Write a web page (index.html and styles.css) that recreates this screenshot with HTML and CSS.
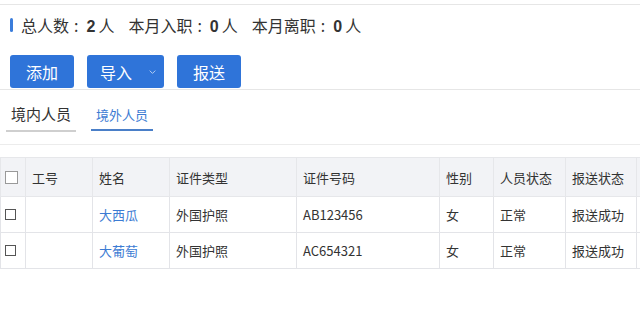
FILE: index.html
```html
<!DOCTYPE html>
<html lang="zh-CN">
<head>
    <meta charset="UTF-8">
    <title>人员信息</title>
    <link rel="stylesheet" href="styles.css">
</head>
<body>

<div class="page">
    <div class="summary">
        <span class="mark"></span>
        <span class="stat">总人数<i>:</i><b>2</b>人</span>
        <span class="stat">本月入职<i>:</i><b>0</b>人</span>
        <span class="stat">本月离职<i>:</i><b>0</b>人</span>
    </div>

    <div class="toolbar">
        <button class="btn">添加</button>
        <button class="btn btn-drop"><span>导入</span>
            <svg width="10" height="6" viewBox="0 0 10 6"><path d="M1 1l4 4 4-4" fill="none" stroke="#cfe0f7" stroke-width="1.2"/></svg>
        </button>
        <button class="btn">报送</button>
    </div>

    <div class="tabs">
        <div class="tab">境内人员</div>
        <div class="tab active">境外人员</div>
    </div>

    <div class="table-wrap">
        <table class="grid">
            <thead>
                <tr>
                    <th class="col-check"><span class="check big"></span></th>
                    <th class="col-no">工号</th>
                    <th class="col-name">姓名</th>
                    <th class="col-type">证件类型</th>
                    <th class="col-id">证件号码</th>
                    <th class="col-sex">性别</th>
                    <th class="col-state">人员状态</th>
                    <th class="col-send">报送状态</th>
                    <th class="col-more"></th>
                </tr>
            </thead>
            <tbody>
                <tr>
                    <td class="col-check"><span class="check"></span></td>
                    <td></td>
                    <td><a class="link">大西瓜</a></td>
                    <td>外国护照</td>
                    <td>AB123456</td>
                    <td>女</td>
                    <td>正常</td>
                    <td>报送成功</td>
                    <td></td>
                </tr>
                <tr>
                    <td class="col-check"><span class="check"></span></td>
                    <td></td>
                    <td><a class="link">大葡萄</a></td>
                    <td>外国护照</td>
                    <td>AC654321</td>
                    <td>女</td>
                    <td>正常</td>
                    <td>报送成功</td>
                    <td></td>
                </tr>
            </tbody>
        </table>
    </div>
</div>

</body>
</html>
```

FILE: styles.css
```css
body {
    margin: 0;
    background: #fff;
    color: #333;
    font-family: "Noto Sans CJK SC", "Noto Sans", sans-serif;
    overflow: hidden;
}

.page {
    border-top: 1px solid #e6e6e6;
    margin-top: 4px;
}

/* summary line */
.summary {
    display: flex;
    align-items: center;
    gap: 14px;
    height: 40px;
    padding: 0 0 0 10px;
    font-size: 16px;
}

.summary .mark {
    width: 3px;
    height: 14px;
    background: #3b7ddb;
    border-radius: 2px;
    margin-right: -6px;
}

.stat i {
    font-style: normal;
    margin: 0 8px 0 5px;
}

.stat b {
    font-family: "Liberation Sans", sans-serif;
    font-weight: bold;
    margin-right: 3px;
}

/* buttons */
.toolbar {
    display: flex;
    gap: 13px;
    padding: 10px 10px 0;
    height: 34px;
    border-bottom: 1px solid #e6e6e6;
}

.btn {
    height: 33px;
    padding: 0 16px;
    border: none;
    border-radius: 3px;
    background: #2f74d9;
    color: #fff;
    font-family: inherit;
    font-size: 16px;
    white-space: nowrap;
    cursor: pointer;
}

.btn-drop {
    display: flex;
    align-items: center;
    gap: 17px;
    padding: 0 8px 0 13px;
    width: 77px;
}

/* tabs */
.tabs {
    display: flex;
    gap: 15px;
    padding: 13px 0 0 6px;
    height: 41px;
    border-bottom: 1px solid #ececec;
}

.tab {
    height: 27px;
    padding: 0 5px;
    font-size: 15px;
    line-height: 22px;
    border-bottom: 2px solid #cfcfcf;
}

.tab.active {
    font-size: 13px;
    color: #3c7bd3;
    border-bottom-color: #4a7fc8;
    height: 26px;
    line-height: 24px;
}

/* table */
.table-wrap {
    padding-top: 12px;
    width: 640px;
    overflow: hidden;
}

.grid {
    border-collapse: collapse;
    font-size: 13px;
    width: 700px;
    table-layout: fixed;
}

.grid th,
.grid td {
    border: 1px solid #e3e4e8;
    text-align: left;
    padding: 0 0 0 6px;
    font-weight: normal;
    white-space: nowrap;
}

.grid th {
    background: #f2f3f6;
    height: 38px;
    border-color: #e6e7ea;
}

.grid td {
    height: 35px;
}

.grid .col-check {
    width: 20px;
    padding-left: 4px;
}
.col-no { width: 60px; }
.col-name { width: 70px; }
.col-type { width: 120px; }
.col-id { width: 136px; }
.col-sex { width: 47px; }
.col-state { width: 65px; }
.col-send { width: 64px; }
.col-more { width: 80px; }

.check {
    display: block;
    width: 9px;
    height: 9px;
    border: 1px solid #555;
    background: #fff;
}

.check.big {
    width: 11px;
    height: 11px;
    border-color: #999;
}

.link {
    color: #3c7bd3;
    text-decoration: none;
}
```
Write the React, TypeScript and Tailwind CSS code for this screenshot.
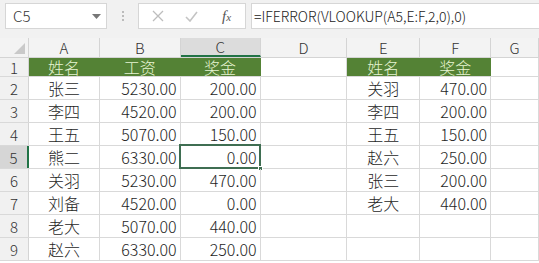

★ ★ ★ ★

:: BRIEF ::
Repeat the lines above exactly, and keep every picture out.

:: SOLUTION TO THIS TASK ::
Write a web page (index.html and styles.css) that recreates this screenshot with HTML and CSS.
FILE: index.html
```html
<!DOCTYPE html>
<html lang="zh-CN">
<head>
    <meta charset="UTF-8">
    <title>人员信息</title>
    <link rel="stylesheet" href="styles.css">
</head>
<body>

<div class="page">
    <div class="summary">
        <span class="mark"></span>
        <span class="stat">总人数<i>:</i><b>2</b>人</span>
        <span class="stat">本月入职<i>:</i><b>0</b>人</span>
        <span class="stat">本月离职<i>:</i><b>0</b>人</span>
    </div>

    <div class="toolbar">
        <button class="btn">添加</button>
        <button class="btn btn-drop"><span>导入</span>
            <svg width="10" height="6" viewBox="0 0 10 6"><path d="M1 1l4 4 4-4" fill="none" stroke="#cfe0f7" stroke-width="1.2"/></svg>
        </button>
        <button class="btn">报送</button>
    </div>

    <div class="tabs">
        <div class="tab">境内人员</div>
        <div class="tab active">境外人员</div>
    </div>

    <div class="table-wrap">
        <table class="grid">
            <thead>
                <tr>
                    <th class="col-check"><span class="check big"></span></th>
                    <th class="col-no">工号</th>
                    <th class="col-name">姓名</th>
                    <th class="col-type">证件类型</th>
                    <th class="col-id">证件号码</th>
                    <th class="col-sex">性别</th>
                    <th class="col-state">人员状态</th>
                    <th class="col-send">报送状态</th>
                    <th class="col-more"></th>
                </tr>
            </thead>
            <tbody>
                <tr>
                    <td class="col-check"><span class="check"></span></td>
                    <td></td>
                    <td><a class="link">大西瓜</a></td>
                    <td>外国护照</td>
                    <td>AB123456</td>
                    <td>女</td>
                    <td>正常</td>
                    <td>报送成功</td>
                    <td></td>
                </tr>
                <tr>
                    <td class="col-check"><span class="check"></span></td>
                    <td></td>
                    <td><a class="link">大葡萄</a></td>
                    <td>外国护照</td>
                    <td>AC654321</td>
                    <td>女</td>
                    <td>正常</td>
                    <td>报送成功</td>
                    <td></td>
                </tr>
            </tbody>
        </table>
    </div>
</div>

</body>
</html>
```

FILE: styles.css
```css
body {
    margin: 0;
    background: #fff;
    color: #333;
    font-family: "Noto Sans CJK SC", "Noto Sans", sans-serif;
    overflow: hidden;
}

.page {
    border-top: 1px solid #e6e6e6;
    margin-top: 4px;
}

/* summary line */
.summary {
    display: flex;
    align-items: center;
    gap: 14px;
    height: 40px;
    padding: 0 0 0 10px;
    font-size: 16px;
}

.summary .mark {
    width: 3px;
    height: 14px;
    background: #3b7ddb;
    border-radius: 2px;
    margin-right: -6px;
}

.stat i {
    font-style: normal;
    margin: 0 8px 0 5px;
}

.stat b {
    font-family: "Liberation Sans", sans-serif;
    font-weight: bold;
    margin-right: 3px;
}

/* buttons */
.toolbar {
    display: flex;
    gap: 13px;
    padding: 10px 10px 0;
    height: 34px;
    border-bottom: 1px solid #e6e6e6;
}

.btn {
    height: 33px;
    padding: 0 16px;
    border: none;
    border-radius: 3px;
    background: #2f74d9;
    color: #fff;
    font-family: inherit;
    font-size: 16px;
    white-space: nowrap;
    cursor: pointer;
}

.btn-drop {
    display: flex;
    align-items: center;
    gap: 17px;
    padding: 0 8px 0 13px;
    width: 77px;
}

/* tabs */
.tabs {
    display: flex;
    gap: 15px;
    padding: 13px 0 0 6px;
    height: 41px;
    border-bottom: 1px solid #ececec;
}

.tab {
    height: 27px;
    padding: 0 5px;
    font-size: 15px;
    line-height: 22px;
    border-bottom: 2px solid #cfcfcf;
}

.tab.active {
    font-size: 13px;
    color: #3c7bd3;
    border-bottom-color: #4a7fc8;
    height: 26px;
    line-height: 24px;
}

/* table */
.table-wrap {
    padding-top: 12px;
    width: 640px;
    overflow: hidden;
}

.grid {
    border-collapse: collapse;
    font-size: 13px;
    width: 700px;
    table-layout: fixed;
}

.grid th,
.grid td {
    border: 1px solid #e3e4e8;
    text-align: left;
    padding: 0 0 0 6px;
    font-weight: normal;
    white-space: nowrap;
}

.grid th {
    background: #f2f3f6;
    height: 38px;
    border-color: #e6e7ea;
}

.grid td {
    height: 35px;
}

.grid .col-check {
    width: 20px;
    padding-left: 4px;
}
.col-no { width: 60px; }
.col-name { width: 70px; }
.col-type { width: 120px; }
.col-id { width: 136px; }
.col-sex { width: 47px; }
.col-state { width: 65px; }
.col-send { width: 64px; }
.col-more { width: 80px; }

.check {
    display: block;
    width: 9px;
    height: 9px;
    border: 1px solid #555;
    background: #fff;
}

.check.big {
    width: 11px;
    height: 11px;
    border-color: #999;
}

.link {
    color: #3c7bd3;
    text-decoration: none;
}
```
Write the React, TypeScript and Tailwind CSS code for this screenshot.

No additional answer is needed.